LÁGRIMAS MUITO ANTES DE CONHECER A DECISÃO
PELO que ficou provado durante os três anos que decorreu o julgamento, Diana tinha a plena consciência de que ia ser condenada. Apenas restava saber que pena lhe caberia. Aliás, esta era a preocupação de todos quantos acorreram ao tribunal e não só.
Mas, quando a representante do Ministério Público insistiu que o tribunal anuísse ao pedido para Diana ser condenada à prisão perpetua, a jovem moçambicana se apercebeu de que o assunto era sério e entrou em nervosismo.

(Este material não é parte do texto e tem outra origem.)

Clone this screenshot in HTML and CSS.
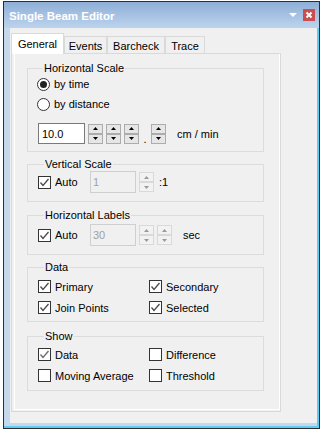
FILE: index.html
```html
<!DOCTYPE html>
<html>
<head>
<meta charset="utf-8">
<link rel="stylesheet" href="styles.css">
</head>
<body>
<div class="window">
  <div class="titlebar">
    <span class="title">Single Beam Editor</span>
    <span class="tb-menu"><svg width="8" height="4" viewBox="0 0 8 4"><polygon points="0,0 8,0 4,4" fill="#fff"/></svg></span>
    <span class="tb-close"><svg width="12" height="12" viewBox="0 0 12 12"><path d="M3.5 3.5 L8.5 8.5 M8.5 3.5 L3.5 8.5" stroke="#fff" stroke-width="2"/></svg></span>
  </div>
  <div class="client">
    <div class="tabs">
      <div class="tab active">General</div>
      <div class="tab t-events">Events</div>
      <div class="tab t-barcheck">Barcheck</div>
      <div class="tab t-trace">Trace</div>
    </div>
    <div class="panel">
      <div class="page">

        <div class="group g-hs">
          <span class="group-title">Horizontal Scale</span>
          <div class="radio-row first"><span class="radio checked"></span><span>by time</span></div>
          <div class="radio-row"><span class="radio"></span><span>by distance</span></div>
          <div class="input-row">
            <span class="textbox">10.0</span>
            <span class="spin sp1"><span class="sb"><svg width="5" height="3" viewBox="0 0 5 3"><polygon points="0,3 5,3 2.5,0" /></svg></span><span class="sb"><svg width="5" height="3" viewBox="0 0 5 3"><polygon points="0,0 5,0 2.5,3" /></svg></span></span>
            <span class="spin"><span class="sb"><svg width="5" height="3" viewBox="0 0 5 3"><polygon points="0,3 5,3 2.5,0" /></svg></span><span class="sb"><svg width="5" height="3" viewBox="0 0 5 3"><polygon points="0,0 5,0 2.5,3" /></svg></span></span>
            <span class="spin"><span class="sb"><svg width="5" height="3" viewBox="0 0 5 3"><polygon points="0,3 5,3 2.5,0" /></svg></span><span class="sb"><svg width="5" height="3" viewBox="0 0 5 3"><polygon points="0,0 5,0 2.5,3" /></svg></span></span>
            <span class="dot">.</span>
            <span class="spin sp-last"><span class="sb"><svg width="5" height="3" viewBox="0 0 5 3"><polygon points="0,3 5,3 2.5,0" /></svg></span><span class="sb"><svg width="5" height="3" viewBox="0 0 5 3"><polygon points="0,0 5,0 2.5,3" /></svg></span></span>
            <span class="unit">cm / min</span>
          </div>
        </div>

        <div class="group g-vs">
          <span class="group-title">Vertical Scale</span>
          <div class="auto-row">
            <span class="auto-label"><span class="check on"><svg width="11" height="11" viewBox="0 0 11 11"><path d="M1.5 5.5 L4 8.5 L9.5 2" fill="none" stroke="#4a4a4a" stroke-width="1.3"/></svg></span><span>Auto</span></span>
            <span class="textbox disabled">1</span>
            <span class="spin disabled sp1"><span class="sb"><svg width="5" height="3" viewBox="0 0 5 3"><polygon points="0,3 5,3 2.5,0" /></svg></span><span class="sb"><svg width="5" height="3" viewBox="0 0 5 3"><polygon points="0,0 5,0 2.5,3" /></svg></span></span>
            <span class="ratio">:1</span>
          </div>
        </div>

        <div class="group g-hl">
          <span class="group-title">Horizontal Labels</span>
          <div class="auto-row">
            <span class="auto-label"><span class="check on"><svg width="11" height="11" viewBox="0 0 11 11"><path d="M1.5 5.5 L4 8.5 L9.5 2" fill="none" stroke="#4a4a4a" stroke-width="1.3"/></svg></span><span>Auto</span></span>
            <span class="textbox disabled">30</span>
            <span class="spin disabled sp1"><span class="sb"><svg width="5" height="3" viewBox="0 0 5 3"><polygon points="0,3 5,3 2.5,0" /></svg></span><span class="sb"><svg width="5" height="3" viewBox="0 0 5 3"><polygon points="0,0 5,0 2.5,3" /></svg></span></span>
            <span class="spin disabled sp2"><span class="sb"><svg width="5" height="3" viewBox="0 0 5 3"><polygon points="0,3 5,3 2.5,0" /></svg></span><span class="sb"><svg width="5" height="3" viewBox="0 0 5 3"><polygon points="0,0 5,0 2.5,3" /></svg></span></span>
            <span class="sec">sec</span>
          </div>
        </div>

        <div class="group g-data">
          <span class="group-title">Data</span>
          <div class="check-grid">
            <span class="citem"><span class="check on"><svg width="11" height="11" viewBox="0 0 11 11"><path d="M1.5 5.5 L4 8.5 L9.5 2" fill="none" stroke="#4a4a4a" stroke-width="1.3"/></svg></span><span>Primary</span></span>
            <span class="citem"><span class="check on"><svg width="11" height="11" viewBox="0 0 11 11"><path d="M1.5 5.5 L4 8.5 L9.5 2" fill="none" stroke="#4a4a4a" stroke-width="1.3"/></svg></span><span>Secondary</span></span>
            <span class="citem"><span class="check on"><svg width="11" height="11" viewBox="0 0 11 11"><path d="M1.5 5.5 L4 8.5 L9.5 2" fill="none" stroke="#4a4a4a" stroke-width="1.3"/></svg></span><span>Join Points</span></span>
            <span class="citem"><span class="check on"><svg width="11" height="11" viewBox="0 0 11 11"><path d="M1.5 5.5 L4 8.5 L9.5 2" fill="none" stroke="#4a4a4a" stroke-width="1.3"/></svg></span><span>Selected</span></span>
          </div>
        </div>

        <div class="group g-show">
          <span class="group-title">Show</span>
          <div class="check-grid show-grid">
            <span class="citem"><span class="check on"><svg width="11" height="11" viewBox="0 0 11 11"><path d="M1.5 5.5 L4 8.5 L9.5 2" fill="none" stroke="#6a6a6a" stroke-width="1.3"/></svg></span><span>Data</span></span>
            <span class="citem"><span class="check"></span><span>Difference</span></span>
            <span class="citem"><span class="check"></span><span>Moving Average</span></span>
            <span class="citem"><span class="check"></span><span>Threshold</span></span>
          </div>
        </div>

      </div>
    </div>
  </div>
</div>
</body>
</html>
```

FILE: styles.css
```css
* { box-sizing: border-box; }

body {
  margin: 0;
  background: #fff;
  font-family: "Liberation Sans", Arial, sans-serif;
  font-size: 11px;
  color: #000;
}

.window {
  margin: 1px 0 0 3px;
  width: 317px;
  height: 428px;
  border: 1px solid #2e2e2e;
  background: #c4d8ee;
  box-shadow: inset -2px -2px 0 #5fcdf3;
  display: flex;
  flex-direction: column;
}

.titlebar {
  height: 26px;
  flex: none;
  display: flex;
  align-items: center;
  padding: 0 4px 0 5px;
  background: linear-gradient(#8fafd7, #bcd3ed);
}

.title {
  flex: 1;
  color: #fff;
  font-weight: bold;
  font-size: 11.5px;
  margin-top: 1px;
}

.tb-menu {
  display: flex;
  margin-right: 6px;
}

.tb-close {
  width: 12px;
  height: 12px;
  background: #c94f4f;
  display: flex;
  margin-top: -1px;
}

.client {
  flex: 1;
  margin: 0 2px 5px 6px;
  background: #f0f0f0;
  padding: 5px 0 0 1px;
}

.tabs {
  display: flex;
  align-items: flex-end;
  height: 20px;
}

.tab {
  height: 17px;
  border: 1px solid #d9d9d9;
  border-bottom: none;
  background: #f0f0f0;
  display: flex;
  align-items: center;
  justify-content: center;
  padding-top: 1px;
}

.tab.active {
  position: relative;
  z-index: 1;
  height: 21px;
  margin-bottom: -1px;
  width: 53px;
  background: #fff;
  padding-top: 0;
  padding-bottom: 1px;
}

.t-events { width: 43px; }
.t-barcheck { width: 58px; }
.t-trace { width: 40px; }

.panel {
  width: 270px;
  height: 359px;
  border: 1px solid #d9d9d9;
  padding: 0 0 1px 2px;
}

.page {
  height: 100%;
  border: 1px solid #fff;
  border-top: none;
  padding: 14px 0 0 12px;
  display: flex;
  flex-direction: column;
}

.group {
  width: 237px;
  border: 1px solid #dcdcdc;
  display: flex;
  flex-direction: column;
}

.group-title {
  align-self: flex-start;
  line-height: 14px;
  margin: -8px 0 0 6px;
  padding: 0 1px;
  background: #f0f0f0;
}

.g-hs { padding: 0 0 7px 9px; }
.g-vs { margin-top: 12px; padding: 0 0 8px 10px; }
.g-hl { margin-top: 13px; padding: 0 0 8px 10px; }
.g-data { margin-top: 12px; padding: 0 0 3px 10px; }
.g-show { margin-top: 14px; padding: 0 0 4px 10px; }

.radio-row {
  height: 20px;
  display: flex;
  align-items: center;
  gap: 4px;
}

.radio-row.first { margin-top: -1px; }

.radio {
  width: 13px;
  height: 13px;
  border: 1px solid #333;
  border-radius: 50%;
  background: #fff;
  display: flex;
  align-items: center;
  justify-content: center;
}

.radio.checked::after {
  content: "";
  width: 7px;
  height: 7px;
  border-radius: 50%;
  background: #222;
}

.input-row {
  margin-top: 9px;
  height: 21px;
  display: flex;
  align-items: center;
}

.textbox {
  width: 47px;
  height: 21px;
  border: 1px solid #7a7a7a;
  background: #fff;
  display: flex;
  align-items: center;
  padding-left: 3px;
  margin-left: 1px;
}

.textbox.disabled {
  width: 46px;
  height: 22px;
  margin-left: 0;
  border-color: #cfcfcf;
  background: #f0f0f0;
  color: #a0a0a0;
  padding-left: 2px;
}

.spin {
  display: flex;
  flex-direction: column;
  margin-left: 3px;
}

.sb {
  width: 15px;
  height: 10px;
  border: 1px solid #acacac;
  background: #e6e6e6;
  display: flex;
  align-items: center;
  justify-content: center;
}

.sb svg { fill: #000; }

.spin.disabled .sb {
  border-color: #d9d9d9;
  background: #f2f2f2;
}

.spin.disabled .sb svg { fill: #9a9a9a; }

.dot {
  width: 12px;
  align-self: flex-end;
  text-align: center;
  line-height: 14px;
  margin-bottom: -2px;
}

.spin.sp-last { margin-left: 0; }

.unit { margin-left: 11px; }

.auto-row {
  height: 22px;
  display: flex;
  align-items: center;
}

.g-hl .auto-row { margin-top: 2px; }

.auto-label {
  width: 52px;
  display: flex;
  align-items: center;
  gap: 4px;
}

.check {
  width: 13px;
  height: 13px;
  border: 1px solid #333;
  background: #fff;
  display: flex;
  align-items: center;
  justify-content: center;
  flex: none;
}

.ratio { margin-left: 5px; }
.sec { margin-left: 11px; }

.check-grid {
  display: grid;
  grid-template-columns: 111px auto;
  grid-auto-rows: 21px;
  margin-top: 2px;
}

.show-grid { margin-top: 1px; }

.citem {
  display: flex;
  align-items: center;
  gap: 4px;
}
```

Quando a sessão, que durou mais de três horas, caminhava para o momento decisivo e numa altura em que o MP e o tribunal iam apresentando os argumentos pelos quais a ré iria ser condenada, Diana não aguentou e começou a chorar. Já era tarde, sobretudo porque ao longo destes anos todos de julgamento não assumiu a prática de tais crimes e nunca mostrara arrependimento, deixando transparecer que as vítimas pediram para seguir com ela.
As lágrimas “choveram” até que a juíza deu por encerrada a sessão e os agentes correccionais sul-africanos a retiraram da sala de julgamento para o carro celular, do qual seguiu viagem de volta à cadeia onde entrou em 2008 e lá onde deverá cumprir o resto da sua vida.
ADVOGADO AMEAÇA JORNALISTAS
VISIVELMENTE nervoso por ter perdido a causa, o advogado de Diana tratou de abandonar o tribunal às pressas. Na tentativa de colher alguma sensibilidade dele sobre os passos a seguir com relação à apresentação do recurso sobre a sentença que recaiu à sua constituinte, o causídico não quis falar aos jornalistas do “Notícias” e da TVM, únicos órgãos que cobriram o caso desde que foi despoletado.
Perante a insistência do colega da TVM, Francisco Júnior, o advogado ameaçou com um processo ou chamar a Polícia para nos prender. Mesmo debaixo desta ameaça, lá se tentou falar com o homem que, carregado da sua maleta de processos, ficou cada vez mais bravo e foi jogando na cara dos repórteres que se não o largássemos chamaria a Polícia.